The problem seems to be he doesn't have the money. Or at least isn't willing to pay what he owes. But that's not complicated either, is it? Or maybe the real problem is the alleged fraud in his earlier business, sports memorabilia.

I wish this post had more context. Here's an Oct 2012 profile of Rogers photo collection from the Arkansas Times. Here's a Nov 2014 article about an investigation into sales of fake memorabilia; it sounds like that alleged fraud is the start of his troubles. Arkansas Business also has a lot of stories but their archives are paywalled. And here's an overview of the Rogers collection on the company's own site.
posted by Nelson at 10:03 AM on April 16, 2015 [6 favorites]


From the Chicago Tribune Rogers interview:

So Rogers shrugs off those who would say he doesn’t respect what he has acquired.

“The people that get up in arms are the people that don’t have the money to buy it,” Rogers said.



That's nice. It also suggests he bought the Sun-Times images (including photos and negatives) for several million in "cash and services". There was nobody in Chicago who had a problem with this? Enjoy paying to access your history FOR THE REST OF ETERNITY.

I mean really, that's about 1/8th the cost of that Cloud Gate silver bean thing.
posted by Esteemed Offendi at 10:16 AM on April 16, 2015 [2 favorites]


The correct place for this stuff to be is at "the library", wherever that is in your community.

Older Star Tribune morgue files used to be at the Minneapolis Public Library. I'm assuming they're still there after the merge with Hennepin County, but that's only an assumption. I've dug through them back in the day: lots of 1940s-vintage car accidents and things.
posted by gimonca at 10:44 AM on April 16, 2015 [4 favorites]


The FBI raids are supposedly related to Rogers dealings with another sports memorabilia dealer who is being investigated by the FBI for dealing fake items.

The FBI has not said publicly what the raids are about. The guess is that Rogers is either going to be some sort of informant for the FBI against the other dealer or he is suspected of conspiring with him.
posted by Justin Case at 10:49 AM on April 16, 2015 [2 favorites]


This is quite the scandal in the cultural world in New Zealand. Some cannot understand how our Ministry of Culture and Heritage allowed this to happen (local laws could have forbidden the sale of the archive had the ministry chosen to use them). But as the linked article notes, we're not hearing much about it, because Fairfax owns most NZ newspapers.
posted by i_am_joe's_spleen at 1:07 PM on April 16, 2015 [2 favorites]
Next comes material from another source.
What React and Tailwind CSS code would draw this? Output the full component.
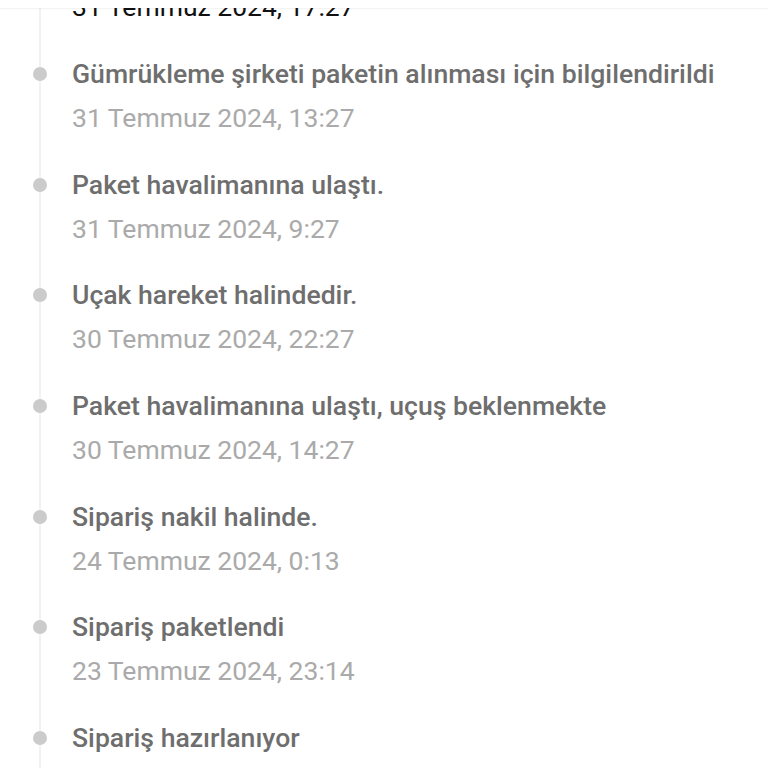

As a former news librarian (that is, archivist at a newspaper, aka morgue tender), I can tell you that a major problem with preservation is the current state of newspapers generally. We had a long stretch of two full-time librarians at my paper. I was the last. As newspapers around the country strip themselves of their living resources, consolidate, and bring in corporate managers instead of worked-their-way-up news editors, fewer folks with any power remain to defend the value of the history in the newspapers' possessions. That includes the photo hard copy and negatives as well as the print archives. What used to be meticulously tagged with metadata, with care, by actual humans at a particular paper is now loaded mindlessly into a big database by outsourced companies with no personal attachment to that local paper. Are corrections getting loaded and tagged with original stories? Probably not! Can you do keyword searches? Kind of! But at least we've trimmed the budget. /rant
posted by Occula at 1:42 PM on April 16, 2015 [9 favorites]


I've dug through them back in the day: lots of 1940s-vintage car accidents and things.

Yes, and a lot more - anyone who wants to get a feel for the richness of the Pioneer Press photos should have a look at Larry Millett's Strange Days, Dangerous Nights: Photos From the Speed Graphic Era and Murder Has a Public Face: Crime and Punishment in the Speed Graphic Era, both compiled from its morgue. Up-all-night type reading, at least for me.
posted by ryanshepard at 2:20 PM on April 16, 2015 [2 favorites]


This is no surprise to me, when the corporate bean counters start looking at archived master tapes & neg they see nothing but a pile of money on fire.

No long term strategy, no strategy but the bottom line right now.